[Records with interface code]

——

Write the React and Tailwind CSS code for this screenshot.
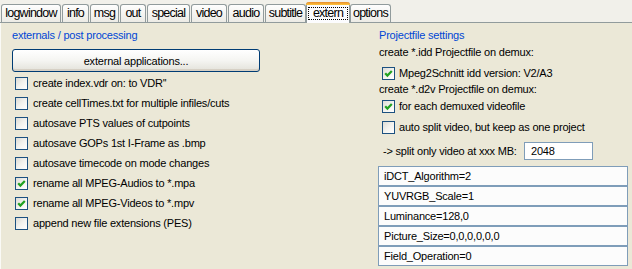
import React from 'react';

const tabs = [
  { label: 'logwindow', w: 'w-[60px]', ml: 'ml-[1px]' },
  { label: 'info', w: 'w-[27px]', ml: 'ml-[1px]' },
  { label: 'msg', w: 'w-[29px]', ml: 'ml-[1px]' },
  { label: 'out', w: 'w-[26px]', ml: 'ml-[1px]' },
  { label: 'special', w: 'w-[43px]', ml: 'ml-[1px]' },
  { label: 'video', w: 'w-[36px]', ml: 'ml-[1px]' },
  { label: 'audio', w: 'w-[36px]', ml: 'ml-[1px]' },
  { label: 'subtitle', w: 'w-[41px]', ml: 'ml-[1px]' },
  { label: 'extern', w: 'w-[44px]', ml: 'ml-0', active: true },
  { label: 'options', w: 'w-[41px]', ml: 'ml-0' },
];

const leftChecks = [
  { label: "create index.vdr on: to VDR''", on: false },
  { label: 'create cellTimes.txt for multiple infiles/cuts', on: false },
  { label: 'autosave PTS values of cutpoints', on: false },
  { label: 'autosave GOPs 1st I-Frame as .bmp', on: false },
  { label: 'autosave timecode on mode changes', on: false },
  { label: 'rename all MPEG-Audios to *.mpa', on: true },
  { label: 'rename all MPEG-Videos to *.mpv', on: true },
  { label: 'append new file extensions (PES)', on: false },
];

const params = [
  'iDCT_Algorithm=2',
  'YUVRGB_Scale=1',
  'Luminance=128,0',
  'Picture_Size=0,0,0,0,0,0',
  'Field_Operation=0',
];

const Box = ({ on }) => (
  <span className="w-[13px] h-[13px] shrink-0 border border-[#1c5180] bg-linear-to-br from-[#dcdcd6] via-[#f2f2ee] to-white flex items-center justify-center">
    {on && (
      <svg width="11" height="11" viewBox="0 0 11 11">
        <polyline points="2.2,5.2 4.4,7.6 8.8,3" fill="none" stroke="#21a121" strokeWidth="2.2" />
      </svg>
    )}
  </span>
);

const Check = ({ label, on, gap = 'gap-[5px]' }) => (
  <div className={`h-[20px] flex items-center ${gap}`}>
    <Box on={on} />
    <span className="whitespace-nowrap">{label}</span>
  </div>
);

const Tab = ({ label, w, ml, active }) =>
  active ? (
    <div className={`${w} ${ml} h-[21px] -mb-px relative z-10 flex flex-col bg-[#fcfcfe] border-x border-[#919b9c] rounded-t-[3px]`}>
      <div className="h-[3px] -mx-px rounded-t-[3px] bg-linear-to-b from-[#e68b2c] to-[#ffc73c]" />
      <div className="mx-[1px] mt-[2px] h-[13px] border border-dotted border-black flex items-center justify-center whitespace-nowrap">
        {label}
      </div>
    </div>
  ) : (
    <div className={`${w} ${ml} h-[18px] border border-b-0 border-[#919b9c] rounded-t-[3px] bg-linear-to-b from-[#fefefe] to-[#ecebe5] flex items-center justify-center whitespace-nowrap`}>
      {label}
    </div>
  );

export default function App() {
  return (
    <div className="w-[632px] h-[269px] overflow-hidden bg-[#f1f0ea] text-black font-['Liberation_Sans',Arial,sans-serif]">
      <div className="h-[23px] flex items-end border-b border-[#919b9c] text-[12.5px] tracking-[-0.75px] leading-none">
        {tabs.map((t) => (
          <Tab key={t.label} {...t} />
        ))}
      </div>

      <div className="h-[246px] flex bg-[#ebe8d7] border-l border-[#fafaf6] text-[11px] tracking-[-0.2px] leading-[14px]">
        <div className="w-[377px] flex flex-col">
          <div className="pt-[5px] pl-[11px] text-[#0046d5]">externals / post processing</div>
          <button className="mt-[7px] ml-[11px] w-[248px] h-[23px] rounded-[3px] border border-[#003c74] bg-linear-to-b from-white via-[#f5f5f2] to-[#e3e2da] shadow-[inset_0_-2px_0_#d6d0c5] text-[11px]">
            external applications...
          </button>
          <div className="mt-px pl-[14px] flex flex-col">
            {leftChecks.map((c) => (
              <Check key={c.label} {...c} />
            ))}
          </div>
        </div>

        <div className="flex flex-col">
          <div className="pt-[5px] pl-px text-[#0046d5]">Projectfile settings</div>
          <div className="h-[20px] flex items-center pl-px">create *.idd Projectfile on demux:</div>
          <div className="mt-px pl-[4px]">
            <Check label="Mpeg2Schnitt idd version: V2/A3" on gap="gap-[4px]" />
          </div>
          <div className="h-[12px] leading-[12px] pl-px">create *.d2v Projectfile on demux:</div>
          <div className="mt-px pl-[4px] flex flex-col gap-px">
            <Check label="for each demuxed videofile" on gap="gap-[4px]" />
            <Check label="auto split video, but keep as one project" gap="gap-[4px]" />
          </div>
          <div className="mt-[4px] h-[20px] flex items-center pl-[5px]">
            <span className="w-[141px] whitespace-nowrap">-&gt; split only video at xxx MB:</span>
            <div className="w-[69px] h-[18px] border border-[#7f9db9] bg-white pl-[6px] flex items-center">2048</div>
          </div>
          <div className="mt-[5px] w-[250px] flex flex-col">
            {params.map((p) => (
              <div key={p} className="h-[20px] border border-[#7f9db9] bg-[#fcfcfc] pl-[5px] flex items-center">
                {p}
              </div>
            ))}
          </div>
        </div>
      </div>
    </div>
  );
}
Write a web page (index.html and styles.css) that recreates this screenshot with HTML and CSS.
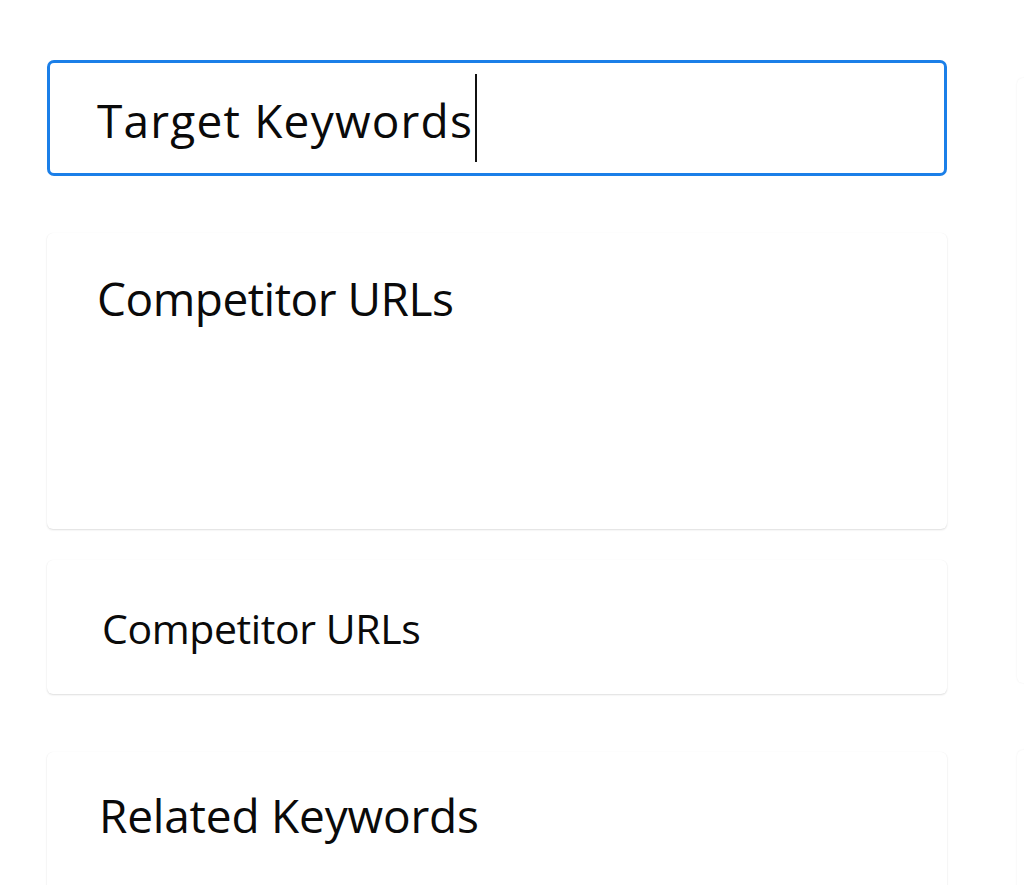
FILE: index.html
```html
<!DOCTYPE html>
<html lang="en">
<head>
<meta charset="utf-8">
<link rel="stylesheet" href="styles.css">
</head>
<body>
<div class="page">
  <div class="main">
    <div class="input-box">
      <span class="input-text">Target Keywords</span><span class="caret"></span>
    </div>
    <div class="card card-tall">
      <div class="card-title">Competitor URLs</div>
    </div>
    <div class="card card-short">
      <div class="card-title small">Competitor URLs</div>
    </div>
    <div class="card card-last">
      <div class="card-title related">Related Keywords</div>
    </div>
  </div>
  <div class="side">
    <div class="side-card side-top"></div>
    <div class="side-card side-bottom"></div>
  </div>
</div>
</body>
</html>
```
FILE: styles.css
```css
html, body {
  margin: 0;
  padding: 0;
  background: #ffffff;
  height: 885px;
  overflow: hidden;
}
body {
  font-family: "Open Sans", "Noto Sans", sans-serif;
  font-weight: 470;
  color: #0a0a0a;
}
.page {
  display: flex;
  gap: 70px;
  padding: 60px 0 0 47px;
}
.main {
  width: 900px;
  flex: none;
  display: flex;
  flex-direction: column;
}
.input-box {
  height: 116px;
  box-sizing: border-box;
  border: 3px solid #1b7fe8;
  border-radius: 7px;
  display: flex;
  align-items: center;
  padding-left: 47px;
}
.input-text {
  font-size: 46px;
  letter-spacing: 1.2px;
  line-height: 1;
  padding-top: 4px;
}
.caret {
  width: 2px;
  height: 88px;
  background: #111;
  margin-left: 2px;
}
.card {
  background: #fff;
  border-radius: 6px;
  box-shadow: 0 1px 2px rgba(0,0,0,0.13), 0 0 1px rgba(0,0,0,0.05);
  box-sizing: border-box;
  padding-left: 50px;
}
.card-title {
  font-size: 46px;
  letter-spacing: -0.5px;
  line-height: 1;
}
.card-title.small {
  font-size: 41px;
  letter-spacing: -0.4px;
}
.card-title.related {
  letter-spacing: -0.2px;
}
.card-tall {
  margin-top: 57px;
  height: 296px;
  padding-top: 42px;
}
.card-short {
  margin-top: 31px;
  height: 134px;
  padding-top: 48px;
  padding-left: 55px;
}
.card-last {
  margin-top: 58px;
  height: 160px;
  padding-top: 40px;
  padding-left: 52px;
}
.side {
  flex: none;
  width: 300px;
  display: flex;
  flex-direction: column;
}
.side-card {
  background: #fff;
  border-radius: 6px;
  box-shadow: 0 0 2px rgba(0,0,0,0.08);
}
.side-top {
  margin-top: 18px;
  height: 605px;
}
.side-bottom {
  margin-top: 67px;
  height: 200px;
}
```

——

Goal of the exercise: Return every line above in which the string "screenshot" occurs.

Expected answer:
Write the React and Tailwind CSS code for this screenshot.
Write a web page (index.html and styles.css) that recreates this screenshot with HTML and CSS.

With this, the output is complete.